Es bien sabido que la animalidad existe en todas partes. El culto al animal, la alabanza de sus poderes divinos, de su genuino carácter y de su alma (no es vanal que la palabra animal esté etimológicamente relacionada con el concepto de ‘ánima’). Tradicionalmente se han contado estas historias con la familia reunida alrededor del fuego (“El fuego arde para el padre. El silencio se crea para el padre”). Son unas creencias ancestrales, que nos preceden y que continuarán después de nosotros. Quizás hoy en día la naturaleza nos pase más inadvertida pero, tal vez precisamente por ello, Pilar Adón sigue aquí esta línea animalista iniciada en sus obras anteriores; en, por ejemplo, su anterior poemario, La hija del cazador.
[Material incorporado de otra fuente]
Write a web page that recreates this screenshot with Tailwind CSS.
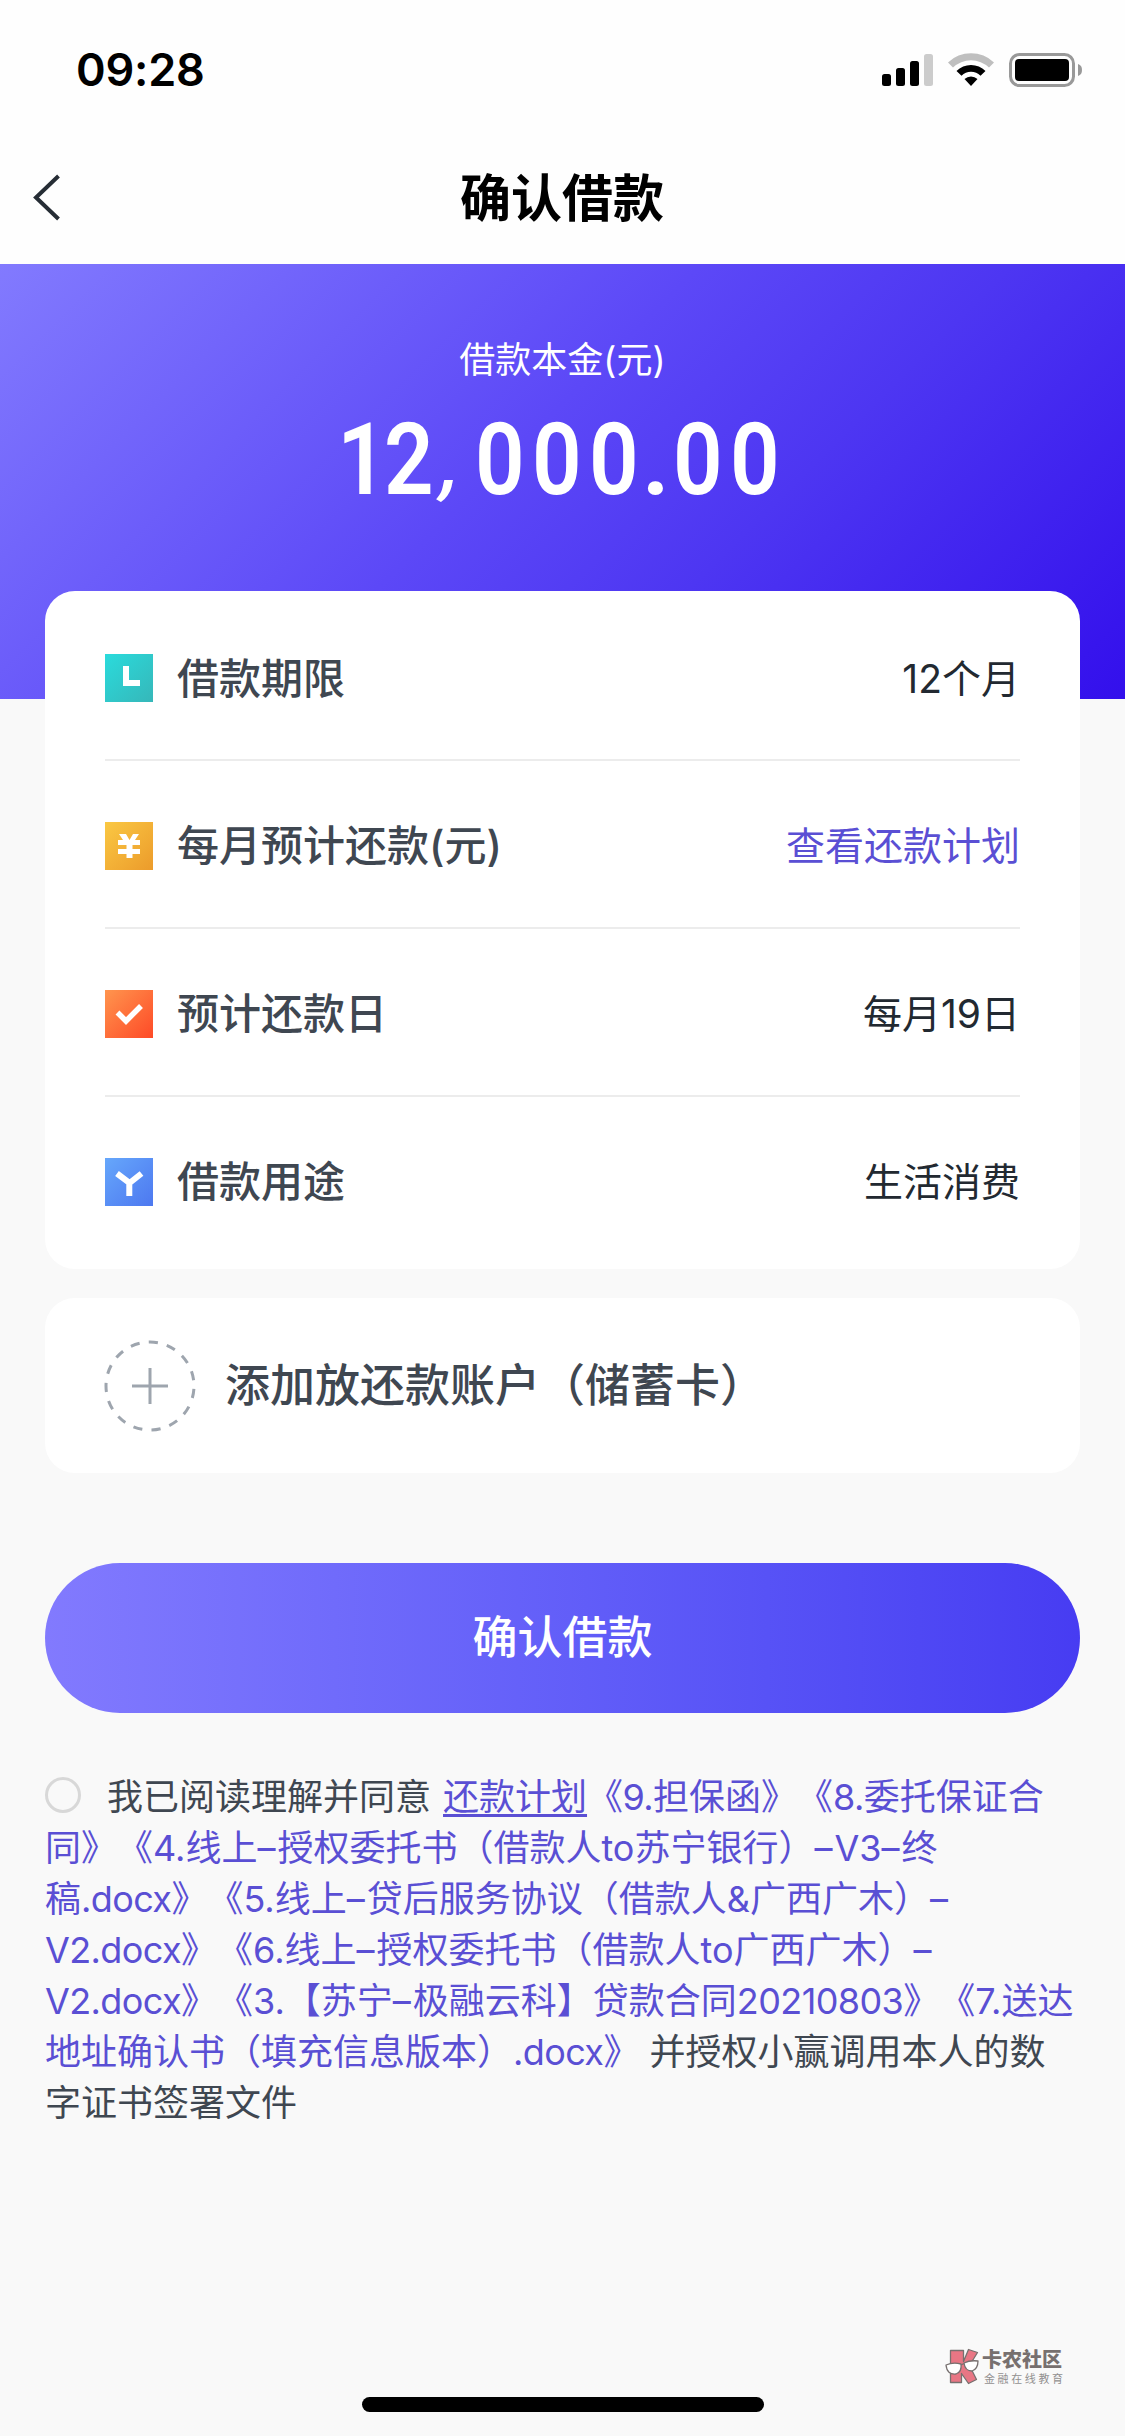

La primera parte de la obra lleva por título “El mundo hueco”, y comienza con unos versos decisivos: “La salvación no está en los niños / ni en las palabras. Tal vez en la espera. / En el hueco de un primer tronco / que asciende estriado desde el suelo / hacia las ramas”. Asistimos a un mundo de caza, de capturas, de herencias que se suceden generación tras generación, donde la naturaleza es omnipresente y la lucha por la supervivencia es, nunca mejor dicho, natural. La naturaleza es hostil, sin pretenderlo y, por una vez, es el hombre quien le sirve a ella de telón de fondo. “Hombre con vaso de vino; mujer con cuchillo y patatas. / Hombre con azada en mano; mujer boca abierta”. Este juego de perspectivas, este paralelismo, se da a lo largo de todo el libro: “Delicados como plantas jóvenes, / con esa vocación estúpida de la melancolía, / también mis padres injertaron ramas que crecen hasta hoy”.

En este mundo pocas cosas nos pueden salvar. “No importa tener la casa abierta o cerrada, / un entierro en nicho o en tierra”. Todo es una madeja, tiene continuidad y correspondencia. “Esta es su casa. / Y derribarán la coraza de cal ya adherida a mis huesos / en superposición de planchas cutáneas con venas”. Quizás por ello el poemario se cierra con otro apartado, llamado “Decálogo”. La necesidad de creer está también presente en toda la obra, y todo culto obedece a unas reglas y precisa de un orden. Este capítulo incluye, en ese sentido, una serie de reflexiones, pinceladas y apuntes del natural, y todo ello conforma una filosofía y una cosmovisión.

En Mente animal encontramos un mundo agreste, que nos inquieta y nos fascina, y esto es en gran parte por lo lejano que nos queda. No es fácil la convivencia entre la civilización y lo salvaje. Quizás muchos de nosotros hayamos perdido esa parte nuestra originaria, y hayamos renunciado así, sin pretenderlo, a parte de nuestra identidad. Al fin y al cabo, nosotros también somos animales y, aunque nos rijamos por unas reglas distintas, no podemos negar ese tejido que nos constituye.